Named as defendants are Larry Goldstone, the former CEO and president of the lender, Clarence Simmons, former CFO and senior executive v.p. and Jane Starrett, former chief accounting officer. Thornburg was a publicly traded, single family mortgage lender. Shortly before the filing of the 2007 Form 10-K on February 28, 2008 the institution was suffering from a liquidity crisis. The cash for the long term lender came from the short term capital markets through repurchase or repo agreements. Those agreements required Thornburg to make margin calls if the value of the securities collateralizing them fell below certain thresholds.

In the fourth quarter of 2007 the company experienced about $360 million in margin calls. This followed a period in which Thornburg paid about $2 billion in margin calls and had to liquidate about $22 billion in mortgage backed securities at an estimated loss of $1.1 billion.

As the company prepared to file its 2007 10-K its financial condition continued to plummet. Adjustable rate mortgage or ARM securities it held dropped in value although the firm did not take a write down. By late February 2008 the company could not meet the more than $300 million in margin calls it had recently received. At the same time, paying late meant that Thornburg violated its lending agreements with at least three lenders. If the firm was declared in default its financial condition would sink further. That default would trigger another under the cross-default clauses with its other lenders which would lead to the seizure of its ARM securities that were the collateral for its loans. Disclosure of these facts would undermine plans to raise additional cash. It would also result in questions by the auditors about the valuation of its ARM securities which could lead to a $400 million write-off.
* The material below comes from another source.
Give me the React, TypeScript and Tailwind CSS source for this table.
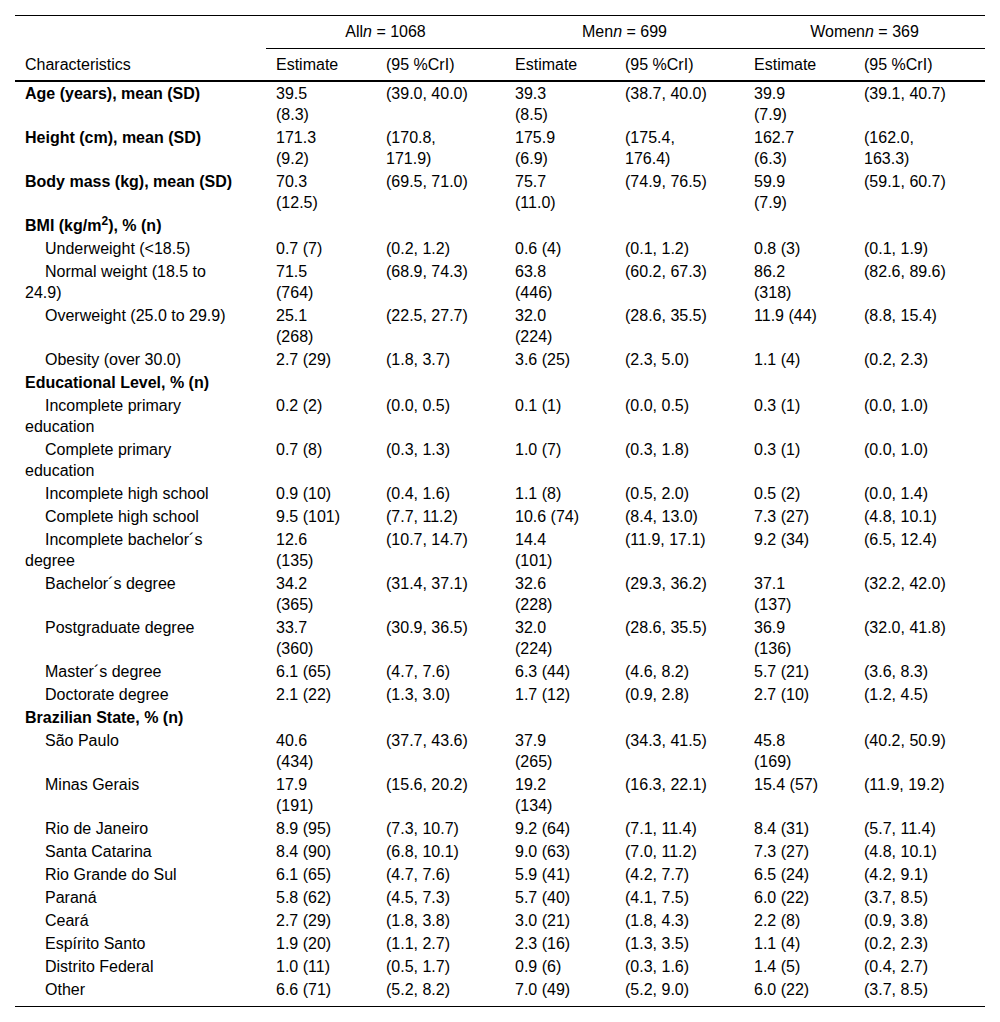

The auditors were not told about the violation of the lending agreements or that that Thornburg sold some of its ARM securities to make margin calls. Just hours before filing the Form 10-K the company made the final payment on its margin calls. The Form 10-K was approved by defendants Goldstone, Simmons and Starrett. It was certified by Messrs. Glodstone and Simmons. The filing represented that Thornburg had successfully met its margin calls without being required to sell assets. It also stated that the firm had the ability to hold its ARM securities until they recovered their market value.

Within two hours of filing the Form 10-K the company received more margin calls. Thornburg did not have the capital to meet the calls. Two business days after the filing the mortgage company filed a Form 8-K acknowledging this fact and stating that it had received a notice of default. Five days later on March 7, 2008 Thornburg filed a second Form 8-K announcing that it would restate its days old Form 10-K. When that restatement was filed on March 11 it reflected a loss of $428 million from the write down of its ARM securities. It also reported a loss in the fourth quarter, erasing the previously claimed gain for the period, and acknowledged that the company might not continue as a going concern. Eventually the Thornburg filed for bankruptcy.

The complaint alleges violations of Securities Act Section 17(a) and Exchange Act Sections 10(b), 13(a), 13(b)(2)(A, 13(b)(2)(B) and 13(b)(5) as well as control person liability under section 20(a). The case is in litigation.